The primary goal of stress testing is to determine the stability, robustness, and reliability of a system under extreme load conditions. It aims to identify the system’s breaking point, bottlenecks, and how it recovers from failure, ensuring it can handle anticipated and unanticipated peak usage without catastrophic failure.
How does stress testing differ from load testing?
While often used interchangeably, load testing typically measures system performance under expected, normal, and peak load conditions to ensure it meets performance benchmarks.
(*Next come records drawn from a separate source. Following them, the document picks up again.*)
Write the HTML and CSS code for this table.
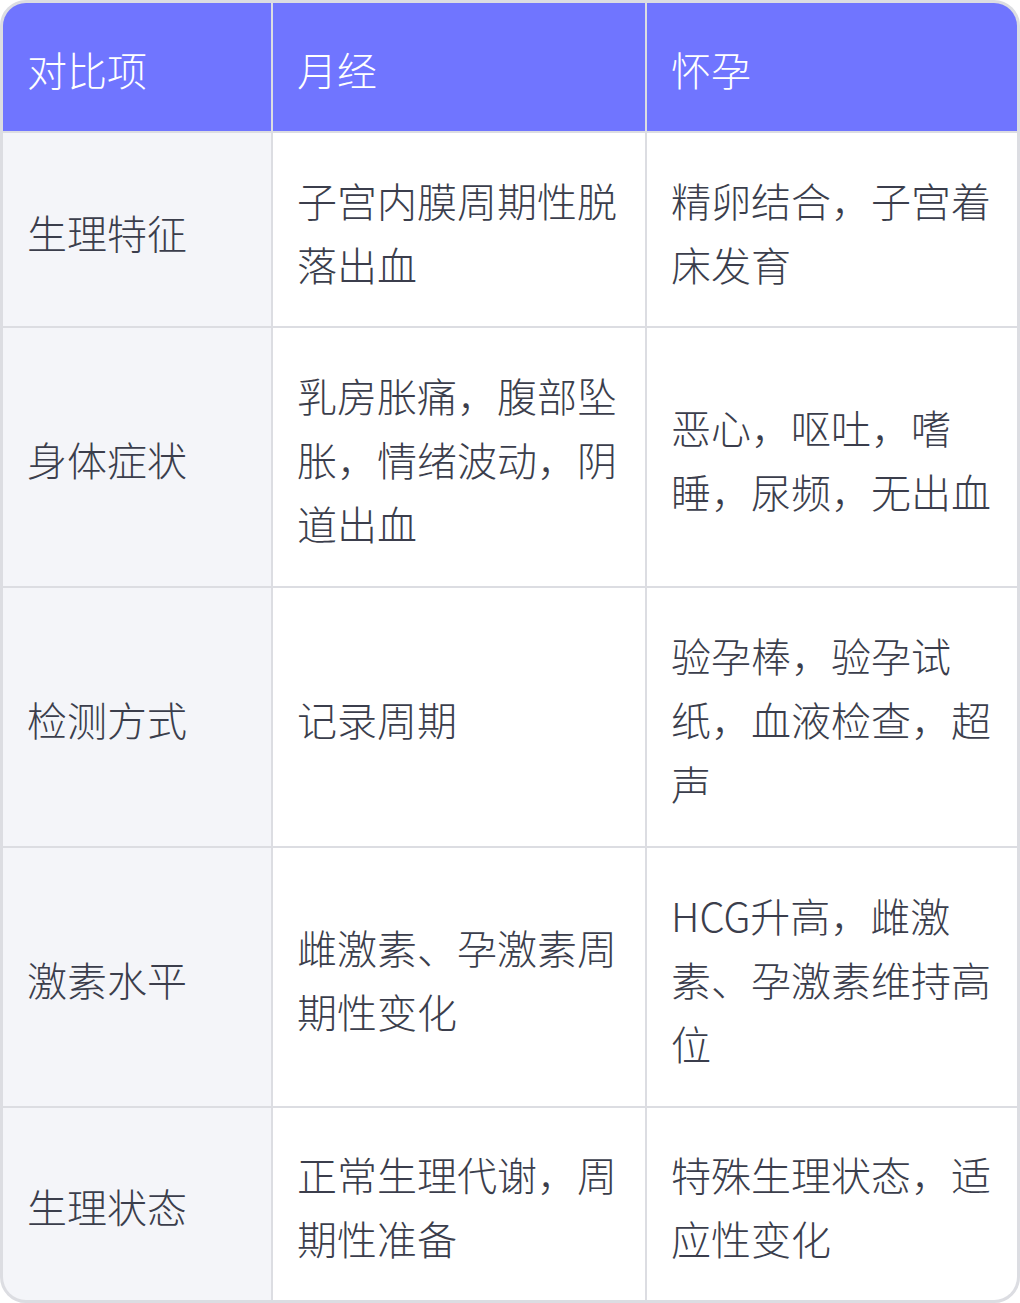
FILE: index.html
```html
<!DOCTYPE html>
<html lang="zh-CN">
<head>
<meta charset="utf-8">
<link rel="stylesheet" href="styles.css">
</head>
<body>
<div class="table">
  <div class="cell head">对比项</div>
  <div class="cell head">月经</div>
  <div class="cell head">怀孕</div>

  <div class="cell label">生理特征</div>
  <div class="cell">子宫内膜周期性脱落出血</div>
  <div class="cell">精卵结合，子宫着床发育</div>

  <div class="cell label">身体症状</div>
  <div class="cell">乳房胀痛，腹部坠胀，情绪波动，阴道出血</div>
  <div class="cell">恶心，呕吐，嗜睡，尿频，无出血</div>

  <div class="cell label">检测方式</div>
  <div class="cell">记录周期</div>
  <div class="cell">验孕棒，验孕试纸，血液检查，超声</div>

  <div class="cell label">激素水平</div>
  <div class="cell">雌激素、孕激素周期性变化</div>
  <div class="cell">HCG升高，雌激素、孕激素维持高位</div>

  <div class="cell label">生理状态</div>
  <div class="cell">正常生理代谢，周期性准备</div>
  <div class="cell">特殊生理状态，适应性变化</div>
</div>
</body>
</html>
```

FILE: styles.css
```css
html, body {
  margin: 0;
  padding: 0;
  background: #ffffff;
}
.table {
  width: 1020px;
  height: 1303px;
  box-sizing: border-box;
  border: 3px solid #dcdde2;
  border-radius: 26px;
  overflow: hidden;
  display: grid;
  grid-template-columns: 268px 372px 370px;
  grid-template-rows: 128px 193px 258px 258px 258px 192px;
  gap: 2px;
  background: #dcdde2;
  font-family: "Noto Sans CJK SC", "Noto Sans", sans-serif;
  font-weight: 300;
  font-size: 40px;
  line-height: 64px;
  color: #3b3e4c;
}
.cell {
  background: #ffffff;
  padding: 4px 24px 0 24px;
  display: flex;
  align-items: center;
  word-break: break-all;
}
.head {
  background: #7075ff;
  color: #ffffff;
}
.label {
  background: #f4f5f9;
}
```
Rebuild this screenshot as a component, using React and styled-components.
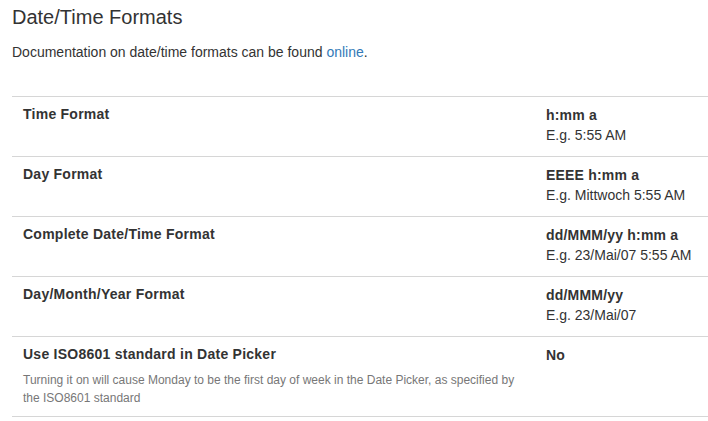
import React from "react";
import styled, { createGlobalStyle } from "styled-components";

const Global = createGlobalStyle`
  html, body { margin: 0; padding: 0; background: #fff; }
  body {
    font-family: "Liberation Sans", Arial, sans-serif;
    font-size: 14px;
    line-height: 20px;
    color: #333;
  }
`;

const Page = styled.div`
  padding: 0 0 0 12px;
`;

const Title = styled.h3`
  margin: 6px 0 0;
  font-size: 20px;
  line-height: 22px;
  font-weight: 400;
  color: #333;
`;

const Intro = styled.p`
  margin: 14px 0 0;
  font-size: 14px;
  line-height: 20px;
`;

const Link = styled.a`
  color: #337ab7;
  text-decoration: none;
`;

const Table = styled.div`
  margin-top: 34px;
  border-bottom: 1px solid #d6d6d6;
`;

const Row = styled.div`
  display: grid;
  grid-template-columns: 523px 1fr;
  border-top: 1px solid #d6d6d6;
  min-height: 59px;
`;

const Cell = styled.div`
  padding: 7px 11px 9px;
  display: flex;
  flex-direction: column;
`;

const Label = styled.div`
  font-weight: 700;
  font-size: 14px;
  line-height: 20px;
  letter-spacing: 0.25px;
`;

const Desc = styled.div`
  margin-top: 7px;
  font-size: 12px;
  line-height: 18px;
  color: #777;
`;

const Value = styled.div`
  font-weight: 700;
  font-size: 14px;
  line-height: 20px;
  letter-spacing: 0.2px;
  margin-top: 1px;
`;

const Example = styled.div`
  font-size: 14px;
  line-height: 20px;
`;

const rows = [
  { label: "Time Format", value: "h:mm a", example: "E.g. 5:55 AM" },
  { label: "Day Format", value: "EEEE h:mm a", example: "E.g. Mittwoch 5:55 AM" },
  { label: "Complete Date/Time Format", value: "dd/MMM/yy h:mm a", example: "E.g. 23/Mai/07 5:55 AM" },
  { label: "Day/Month/Year Format", value: "dd/MMM/yy", example: "E.g. 23/Mai/07" },
  {
    label: "Use ISO8601 standard in Date Picker",
    desc: "Turning it on will cause Monday to be the first day of week in the Date Picker, as specified by the ISO8601 standard",
    value: "No",
  },
];

export default function App() {
  return (
    <Page>
      <Global />
      <Title>Date/Time Formats</Title>
      <Intro>
        Documentation on date/time formats can be found <Link href="#">online</Link>.
      </Intro>
      <Table>
        {rows.map((r) => (
          <Row key={r.label}>
            <Cell>
              <Label>{r.label}</Label>
              {r.desc && <Desc>{r.desc}</Desc>}
            </Cell>
            <Cell>
              <Value>{r.value}</Value>
              {r.example && <Example>{r.example}</Example>}
            </Cell>
          </Row>
        ))}
      </Table>
    </Page>
  );
}
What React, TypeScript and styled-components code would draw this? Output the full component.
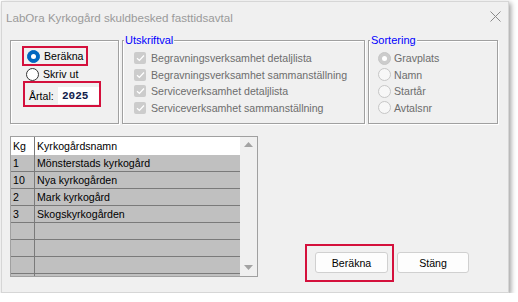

Stress testing, conversely, pushes the system beyond its normal operating capacity, often to its breaking point, to observe its behavior under extreme conditions and how it recovers.
What are some common tools used for stress testing?
Popular tools for stress testing include Apache JMeter, Locust, Gatling, and k6. Each tool offers different strengths, from protocol-level testing to scriptable, code-driven simulations, allowing engineers to generate realistic high-volume traffic and analyze system responses.
Can stress testing help with cloud cost optimization?
Absolutely. By identifying bottlenecks and understanding how your system scales, stress testing can reveal inefficient resource utilization. This allows you to right-size your cloud infrastructure, optimize auto-scaling policies, and discover areas where you might be over-provisioning, thereby reducing unnecessary cloud expenditure.
How frequently should stress tests be conducted?
The frequency of stress testing depends on the system’s criticality, release cycles, and rate of change. For rapidly evolving systems, automated performance tests should run with every code commit, and comprehensive stress tests should be conducted prior to every major release. For stable systems, quarterly or bi-annual stress tests are a good baseline to catch regressions or new bottlenecks.